The agreement signed by Ma Sunday is for the 18 million yuan committed during the two earlier visits.

 

 

Besides the assistance, China is also interested in holding joint military training with the Nepal Army, Nepal's defence ministry said after the visit.

 

 

Nepal, on its part, has sought China's help to regulate its open northern border with the Chinese republic.

 

 

Beijing is also said to have shown interest in helping with the integration of the Maoists' guerrilla army, also called People's Liberation Army that waged a 10-year war on the state from 1996, with the Nepal Army.

 

 

The integration remains a contentious issue.

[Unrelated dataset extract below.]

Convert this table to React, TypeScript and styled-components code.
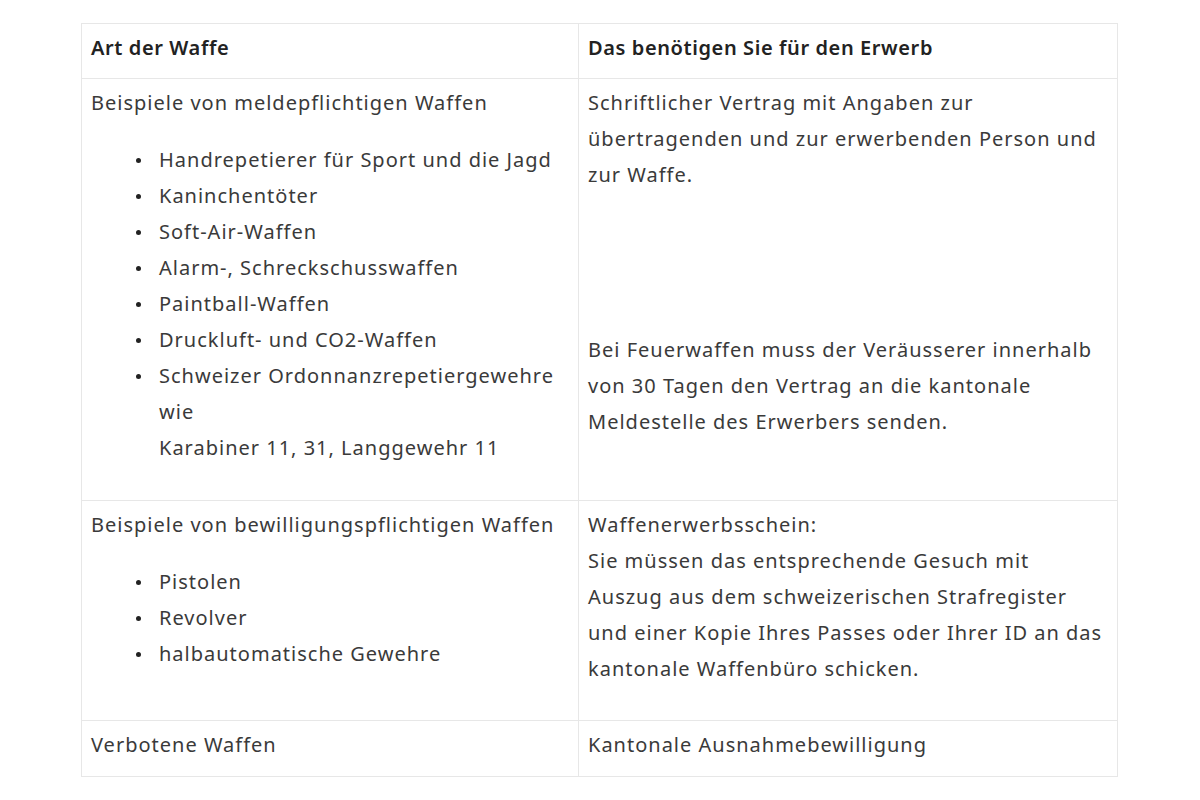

Though Nepal's ruling parties in 2006 had agreed to the Maoist demand that the merger would take place once the rebels laid down arms, now there is both covert and open opposition by some of the very parties that had earlier agreed to it.

 

 

As a result, the all-party committee that was to have begun the merger is still to be formed in its entirety and even two years after signing the peace pact, the Maoist combatants are still languishing in cantonments that have become virtual prisons.

 

 

Besides China, the US and UN have expressed willingness to assist with the reintegration, an offer that till now has been spurned by Nepal, which says the committee would be able to do the job.

 

 

Ma's visit therefore, coming close on the heels of the visit by another Chinese delegation last month, indicates Beijing's desire to mend fences with the Maoists, whom it had branded as anti-government forces during the insurgency, without committing itself too much.

 

 

The wary dragon first wants to see if the Maoist government would be stable and is therefore going slow on gifts.

 

 

Developments are likely early next year when Maoist Prime Minister Pushpa Kamal Dahal Prachanda is scheduled to visit Beijing again. China was Prachanda's first port of call abroad after he took oath of office in August.